L.A. Unfolded: Great Maps at the Central Library
October 16, 2008 § 6 Comments
“Maps are not always accurate, are not without prejudice, and are rarely perfect, but they teach us about our place in the world.” Glen Creason, Los Angeles Public Library History Department Map Specialist, from exhibition article in the Library Foundation‘s Aware, Fall 2008
Creek freak got a chance to check out the new L.A. Unfolded map show at the downtown Los Angeles main library. It’s very fun, and reveals plenty about the historic courses of our waterways. The exhibition is up right now in the library’s 2nd Floor Getty Gallery, and continues on view through January 22nd 2009.
As a River aficionado, I especially enjoyed the Map of the Los Angeles River from Los Angeles City Limits to the Pacific Ocean, Office of Engineer M of W, LA & SLRR (Maintenance of Way, Los Angeles and Salt Lake Railroad), dated June 1919. It’s about 5-feet by 2-feet, drawn in fine black and red on delicate semi-transparent white linen. The outline of the river’s channel is in black on the (unfortunately poor quality cell phone) picture on the left below. The 1919 map actually has the contours of the later concrete channels penciled in (hopefully they weren’t available as early as 1919 – the concrete channelization didn’t get underway until the 1930’s,) though they’re hard to see in this photo.
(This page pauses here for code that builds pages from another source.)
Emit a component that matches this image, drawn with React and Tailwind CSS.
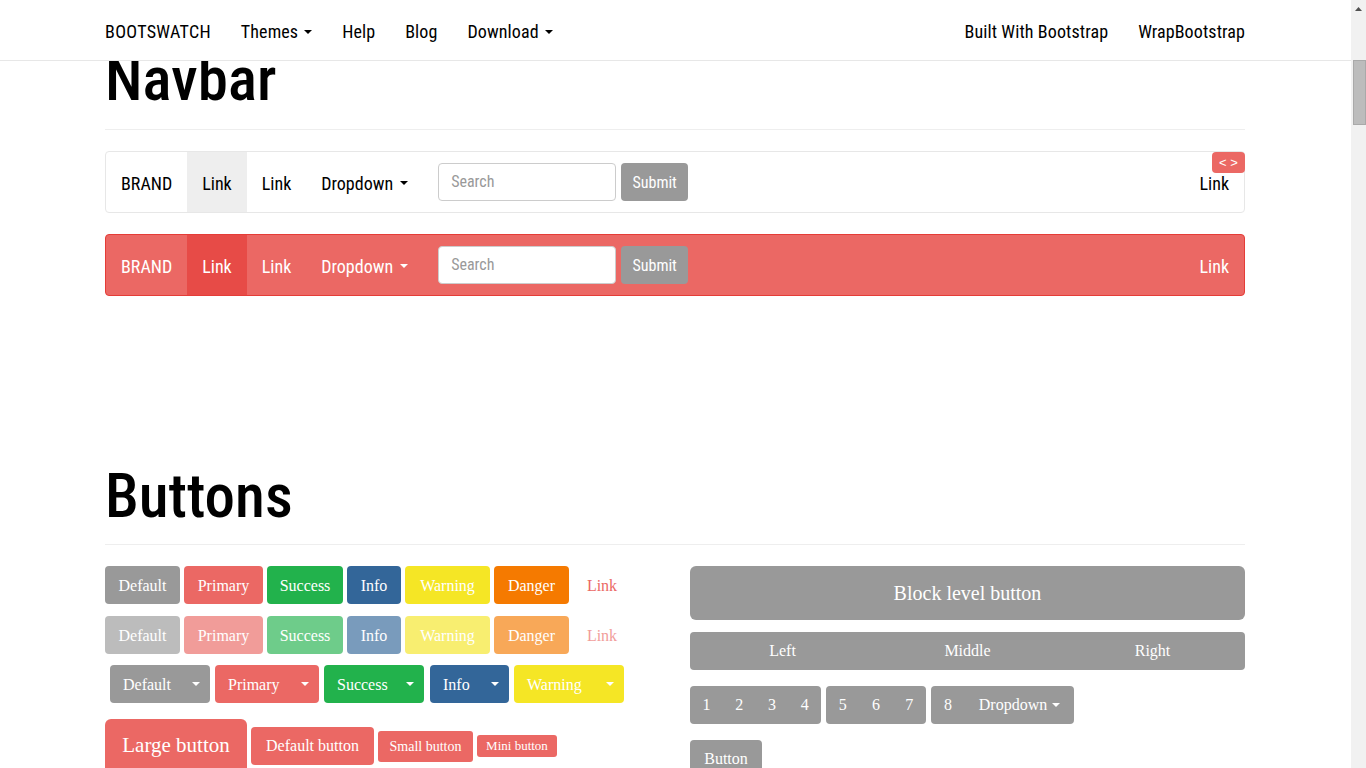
import React from "react";

const NARROW = "font-['Roboto_Condensed','Liberation_Sans',sans-serif]";
const SERIF = "font-['Liberation_Serif','DejaVu_Serif',serif]";

function Caret({ className = "" }) {
  return (
    <svg width="8" height="4" viewBox="0 0 8 4" className={"inline-block " + className}>
      <path d="M0 0 L8 0 L4 4 Z" fill="currentColor" />
    </svg>
  );
}

function Btn({ w, bg, children, className = "" }) {
  return (
    <div
      className={`${w} ${bg} h-[38px] rounded-[4px] flex items-center justify-center text-white text-[16px] pt-[1px] ${className}`}
    >
      {children}
    </div>
  );
}

function SplitBtn({ w, bg, label, className = "" }) {
  return (
    <div className={`${w} ${bg} h-[38px] rounded-[4px] flex items-center text-white text-[16px] ${className}`}>
      <span className="flex-1 pl-[13px] pt-[1px]">{label}</span>
      <span className="w-[27px] flex items-center justify-center pr-[2px]">
        <Caret />
      </span>
    </div>
  );
}

function ButtonRow({ faded }) {
  const o = faded ? "opacity-[0.65]" : "";
  return (
    <div className={`flex gap-[4px] ${o}`}>
      <Btn w="w-[75px]" bg="bg-[#999999]">Default</Btn>
      <Btn w="w-[79px]" bg="bg-[#eb6864]">Primary</Btn>
      <Btn w="w-[76px]" bg="bg-[#22b24c]">Success</Btn>
      <Btn w="w-[54px]" bg="bg-[#336699]">Info</Btn>
      <Btn w="w-[85px]" bg="bg-[#f5e625]">Warning</Btn>
      <Btn w="w-[75px]" bg="bg-[#f57a00]">Danger</Btn>
      <div className="w-[56px] h-[38px] flex items-center justify-center text-[#eb6864] text-[16px] ml-[1px] pt-[1px]">
        Link
      </div>
    </div>
  );
}

function DemoNavbar({ inverse }) {
  const wrap = inverse
    ? "bg-[#eb6864] border-[#e53c37] text-white"
    : "bg-white border-[#e7e7e7] text-black";
  const active = inverse ? "bg-[#e74b47]" : "bg-[#eeeeee]";
  return (
    <div className={`relative h-[62px] border rounded-[4px] flex items-stretch ${wrap} ${NARROW} font-normal text-[18px]`}>
      <div className="px-[15px] pt-[2px] flex items-center">BRAND</div>
      <div className={`px-[15px] pt-[2px] flex items-center ${active}`}>Link</div>
      <div className="px-[15px] pt-[2px] flex items-center">Link</div>
      <div className="px-[15px] pt-[2px] flex items-center gap-[7px]">
        Dropdown <Caret className={inverse ? "text-white" : "text-black"} />
      </div>
      <div className="ml-[15px] flex items-center gap-[5px]">
        <div className="w-[178px] h-[38px] rounded-[4px] border border-[#cccccc] bg-white flex items-center pl-[12px] text-[#999999] text-[16px]">
          Search
        </div>
        <div className="w-[67px] h-[38px] rounded-[4px] bg-[#999999] flex items-center justify-center pt-[2px] text-white text-[16px]">
          Submit
        </div>
      </div>
      <div className="flex-1" />
      <div className="px-[15px] pt-[2px] flex items-center">Link</div>
      {!inverse && (
        <div className="absolute top-0 right-[-1px] w-[33px] h-[21px] rounded-[4px] bg-[#eb6864] text-white text-[13px] flex items-center justify-center font-['Liberation_Sans',sans-serif]">
          &lt; &gt;
        </div>
      )}
    </div>
  );
}

export default function App() {
  return (
    <div className="w-[1366px] h-[768px] overflow-hidden flex bg-white">
      <div className="relative w-[1351px] h-[768px] overflow-hidden">
        {/* fixed top navbar */}
        <div className={`absolute top-0 left-0 right-0 z-10 h-[61px] bg-white border-b border-[#e7e7e7] ${NARROW} font-normal text-[18px] tracking-[0.1px] text-black`}>
          <div className="w-[1140px] ml-[105px] h-[60px] pt-[3px] flex items-center">
            <div className="pr-[15px] tracking-[0.3px]">BOOTSWATCH</div>
            <div className="px-[15px] flex items-center gap-[6px]">
              Themes <Caret />
            </div>
            <div className="px-[15px]">Help</div>
            <div className="px-[15px]">Blog</div>
            <div className="px-[15px] flex items-center gap-[6px]">
              Download <Caret />
            </div>
            <div className="flex-1" />
            <div className="px-[15px]">Built With Bootstrap</div>
            <div className="pl-[15px]">WrapBootstrap</div>
          </div>
        </div>

        {/* page content */}
        <div className="w-[1140px] ml-[105px]">
          <h1 className={`${NARROW} font-medium text-[61px] leading-[61px] text-black mt-[49px]`}>Navbar</h1>
          <div className="mt-[19px] border-t border-[#eeeeee]" />
          <div className="mt-[21px]">
            <DemoNavbar />
          </div>
          <div className="mt-[21px]">
            <DemoNavbar inverse />
          </div>

          <h1 className={`${NARROW} font-medium text-[61px] leading-[61px] text-black mt-[170px]`}>Buttons</h1>
          <div className="mt-[17px] border-t border-[#eeeeee]" />

          <div className={`mt-[21px] flex ${SERIF}`}>
            <div className="w-[555px] flex flex-col">
              <ButtonRow />
              <div className="mt-[12px]">
                <ButtonRow faded />
              </div>
              <div className="mt-[11px] ml-[5px] flex gap-[5px]">
                <SplitBtn w="w-[100px]" bg="bg-[#999999]" label="Default" />
                <SplitBtn w="w-[104px]" bg="bg-[#eb6864]" label="Primary" />
                <SplitBtn w="w-[100px]" bg="bg-[#22b24c]" label="Success" />
                <SplitBtn w="w-[79px]" bg="bg-[#336699]" label="Info" className="ml-[1px]" />
                <SplitBtn w="w-[110px]" bg="bg-[#f5e625]" label="Warning" />
              </div>
              <div className="mt-[16px] flex items-center gap-[4px] text-white">
                <div className="w-[142px] h-[54px] rounded-[6px] bg-[#eb6864] flex items-center justify-center text-[21px]">
                  Large button
                </div>
                <div className="w-[123px] h-[38px] rounded-[4px] bg-[#eb6864] flex items-center justify-center text-[16px]">
                  Default button
                </div>
                <div className="w-[95px] h-[31px] rounded-[3px] bg-[#eb6864] flex items-center justify-center text-[14px]">
                  Small button
                </div>
                <div className="w-[80px] h-[22px] rounded-[3px] bg-[#eb6864] flex items-center justify-center text-[13px]">
                  Mini button
                </div>
              </div>
            </div>

            <div className="w-[555px] ml-[30px] flex flex-col text-white">
              <div className="h-[54px] rounded-[6px] bg-[#999999] flex items-center justify-center text-[20px]">
                Block level button
              </div>
              <div className="mt-[12px] h-[38px] rounded-[4px] bg-[#999999] flex text-[16px]">
                <div className="flex-1 flex items-center justify-center">Left</div>
                <div className="flex-1 flex items-center justify-center">Middle</div>
                <div className="flex-1 flex items-center justify-center">Right</div>
              </div>
              <div className="mt-[16px] flex gap-[5px] text-[16px]">
                <div className="w-[131px] h-[38px] rounded-[4px] bg-[#999999] flex">
                  {["1", "2", "3", "4"].map((n) => (
                    <div key={n} className="flex-1 flex items-center justify-center">{n}</div>
                  ))}
                </div>
                <div className="w-[100px] h-[38px] rounded-[4px] bg-[#999999] flex">
                  {["5", "6", "7"].map((n) => (
                    <div key={n} className="flex-1 flex items-center justify-center">{n}</div>
                  ))}
                </div>
                <div className="w-[143px] h-[38px] rounded-[4px] bg-[#999999] flex">
                  <div className="w-[34px] flex items-center justify-center">8</div>
                  <div className="flex-1 flex items-center justify-center gap-[5px]">
                    Dropdown <Caret />
                  </div>
                </div>
              </div>
              <div className="mt-[16px] w-[72px] h-[38px] rounded-[4px] bg-[#999999] flex items-center justify-center text-[16px]">
                Button
              </div>
            </div>
          </div>
        </div>
      </div>

      {/* scrollbar */}
      <div className="w-[15px] h-[768px] bg-[#f1f1f1] flex flex-col items-center">
        <div className="h-[17px] flex items-center justify-center">
          <svg width="7" height="4" viewBox="0 0 7 4">
            <path d="M0 4 L3.5 0 L7 4 Z" fill="#505050" />
          </svg>
        </div>
        <div className="mt-[43px] w-[13px] h-[65px] bg-[#bcbcbc] border border-[#a9a9a9] ml-[1px]" />
      </div>
    </div>
  );
}
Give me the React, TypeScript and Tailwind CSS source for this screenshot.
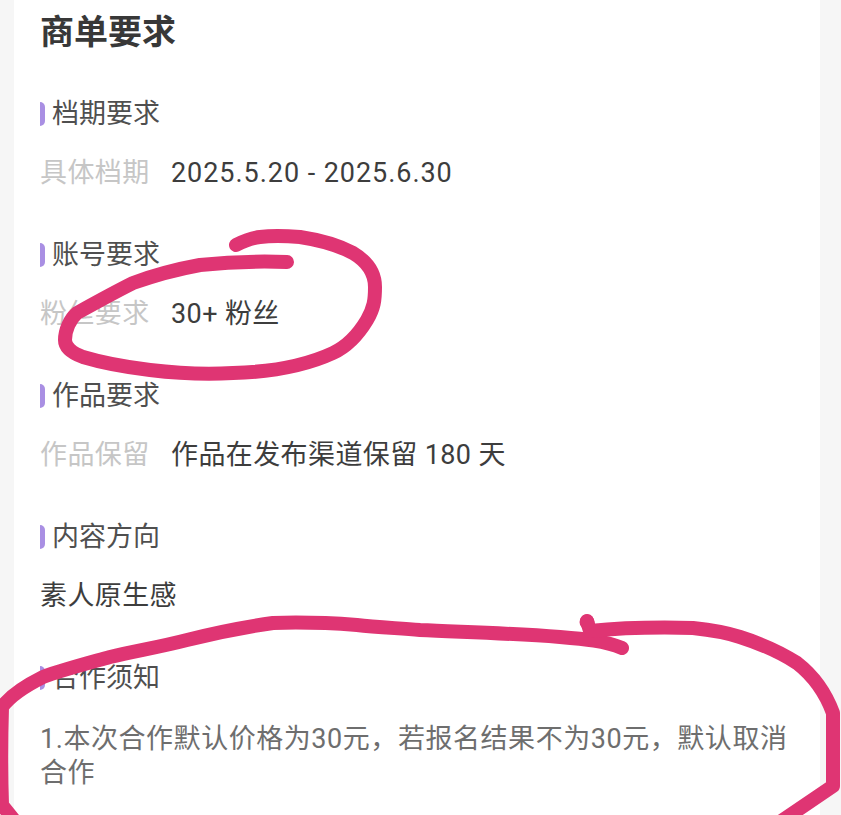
const sections = [
  { title: "档期要求", label: "具体档期", value: "2025.5.20 - 2025.6.30", tight: true },
  { title: "账号要求", label: "粉丝要求", value: "30+ 粉丝" },
  { title: "作品要求", label: "作品保留", value: "作品在发布渠道保留 180 天" },
]

function SectionTitle({ title }: { title: string }) {
  return (
    <div className="flex items-center h-[34px]">
      <span className="w-[5px] h-[24px] rounded-r-full bg-[#a98fe3]" />
      <span className="ml-[7px] text-[27px] leading-[34px] text-[#4f4f4f]">{title}</span>
    </div>
  )
}

export default function App() {
  return (
    <div
      className="relative w-[841px] h-[815px] overflow-hidden bg-[#f6f6f6]"
      style={{ fontFamily: 'Roboto, "Noto Sans CJK SC", "Noto Sans", sans-serif' }}
    >
      <div className="ml-[14px] w-[806px] h-[815px] bg-white pl-[26px] pr-[20px]">
        <h1 className="pt-[10px] text-[34px] leading-[44px] font-bold text-[#383838]">商单要求</h1>

        <div className="mt-[43px] flex flex-col gap-[48px]">
          {sections.map((s) => (
            <div key={s.title}>
              <SectionTitle title={s.title} />
              <div className="mt-[25px] flex h-[34px] items-center text-[27px] leading-[34px]">
                <span className="w-[131px] tracking-[0.4px] text-[#c6c6c6]">{s.label}</span>
                <span className={s.tight ? "text-[#3d3d3d] tracking-[0.95px]" : "text-[#3d3d3d] tracking-[0.4px]"}>
                  {s.value}
                </span>
              </div>
            </div>
          ))}

          <div>
            <SectionTitle title="内容方向" />
            <div className="mt-[25px] h-[34px] text-[27px] leading-[34px] tracking-[0.4px] text-[#3d3d3d]">素人原生感</div>
          </div>

          <div>
            <SectionTitle title="合作须知" />
            <p className="mt-[27px] w-[760px] text-[27px] leading-[34px] tracking-[0.55px] text-[#6e6e6e]">
              1.本次合作默认价格为30元，若报名结果不为30元，默认取消合作
            </p>
          </div>
        </div>
      </div>

      {/* hand-drawn marker strokes over the screenshot */}
      <svg className="absolute inset-0" width="841" height="815" viewBox="0 0 841 815" fill="none">
        <path
          d="M236 245C244 241 251 238 260 237C275 235 288 236 300 237C320 240 338 245 353 253C368 262 375 274 375 287C375 300 374 308 367 320C358 335 348 346 333 353C305 366 270 372 233 373C200 375 175 373 150 370C125 367 103 363 83 357C72 353 65 347 65 340C65 330 70 319 77 313C95 303 115 292 133 283C155 275 178 269 200 265C228 262 258 261 287 262"
          stroke="#df3573"
          strokeWidth="14"
          strokeLinecap="round"
          strokeLinejoin="round"
        />
        <path
          d="M622 648C605 641 585 639 560 637C510 633 460 632 420 630C395 628 375 627 357 625C330 623 300 622 273 623C245 627 215 633 187 640C160 647 135 651 110 657C85 664 62 670 43 677C25 686 10 696 2 707C1 740 1 775 2 805L14 820"
          stroke="#df3573"
          strokeWidth="14"
          strokeLinecap="round"
          strokeLinejoin="round"
        />
        <path
          d="M587 621L590 631C620 628 655 627 693 628C712 630 725 632 740 637C762 644 780 652 797 663C815 677 826 694 833 713L833 786L780 822"
          stroke="#df3573"
          strokeWidth="14"
          strokeLinecap="round"
          strokeLinejoin="round"
        />
        <circle cx="587" cy="622" r="7.5" fill="#df3573" />
      </svg>
    </div>
  )
}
Another very beautiful map is the Map of the City of Los Angeles 1884, by H. J. Stevenson “U.S. Dept. Surveyor.” [Actual period after the word surveyor.] It’s about 4′ tall and 2 1/2′ wide and in full color. The river’s channel has plenty of curvy meander in the areas above and below downtown… but the railroads are already present downtown and the river has been straightened from about 1st Street to below 6th Street. The map also labels the Zanja Madre (Spanish for “Mother Ditch” – the original ditch/canal that brought water from the river to the pueblo) running through the Cornfield (now Los Angeles State Historic Park) site.
How our waterways are labeled indicates how we perceive them. The river becomes harder to find as the years advance. A 1938 Los Angeles Harbor map labels a mere “Los Angeles County Flood Control Channel” with no indication that it’s the mouth of the Los Angeles River. It calls the present day Dominguez Channel “Gardena Valley & Nigger Slough Drainage Channel.”
There’re lots more maps – from hundreds of years ago to the present day, representing sites from the original Pueblo to Japantown to the murals of East L.A. Even maps showing California as an Island. It’s a great exhibit that I highly recommend and look forward to spending more time with.